Oh what? That is really bad. Epub support in edge was the one thing I used and was impressed by. The text looked great and it supported very good read-aloud that tracked the words in the text. I was impressed how well it read tricky things like numbers and sub-clauses. If you switched to one of the British accents, crank the speed to 2x and it was a great way to power through some books that might have become a slog. When you begin to tire, switch the gender of the voice and it suddenly becomes more digestible again.
I just don't know why MS spends so much time shooting itself in it's feet. So much talent and promising product gets burned for indecipherable reasons.
It's obviously not a configuration suitable for everybody, but I read epubs in a similar manner with Emacs, using the read-aloud and nov packages. It highlights each sentence as it's read, using the system TTS (MacOS's `say` in my case.)

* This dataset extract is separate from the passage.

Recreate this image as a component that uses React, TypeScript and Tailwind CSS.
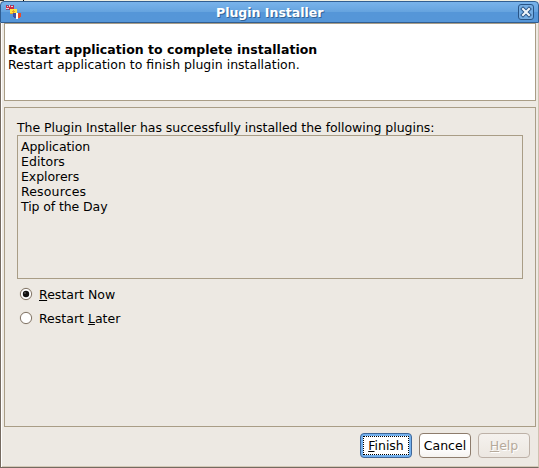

The biggest thing that was exciting to me was EPUB having native OS support, effectively, via Edge. You could assume an EPUB was readable in Windows without downloading something, just like you can assume for JPGs and TXT files. This feels like a huge step back for the format to lose this.
> “Download an .epub app to keep reading,” a notification in Edge classic reads when you load an EPUB document. “Microsoft Edge will no longer be supporting [sic] e-books that use the .epub file extension. Visit the Microsoft Store to see our recommended .epub apps.”
What’s wrong with this? It looks grammatically correct to me…
It seems fine to me, too, if not the most direct wording. "Microsoft Edge will no longer support e-books..." is shorter, but the existing wording isn't wrong.
The author is probably an English major. He was waiting all his life to finally say 'you see, my degree is not completely useless'. He would, of course, be completely and utterly wrong - both in justifying his degree, and his analysis of relnotes grammar.
This makes no sense to me. EPUB is basically HTML in a ZIP container with mandatory included files. If you already have a full-blown web browser, and a ZIP library at hand, naively rendering EPUB pages by unzipping to temp files and tweaking the URI resolver is an easy addition. If you already have a full-blown web browser that already renders EPUB pages better than a lot of EPUB-specific reader programs, removing that support is doing work to reduce functionality.
I'm very surprised how bad most ePub readers are. You would think that by now picking an ePub reader for the PC would be a no brainer but it seems there are very few good ones. Too bad, the ePub reader is very good. It's the only reason I use Edge.
They should spin off the old Edge as a reincarnation of Reader from Windows 8.
It was a great app and I hoped it would become as versatile as Preview on Mac.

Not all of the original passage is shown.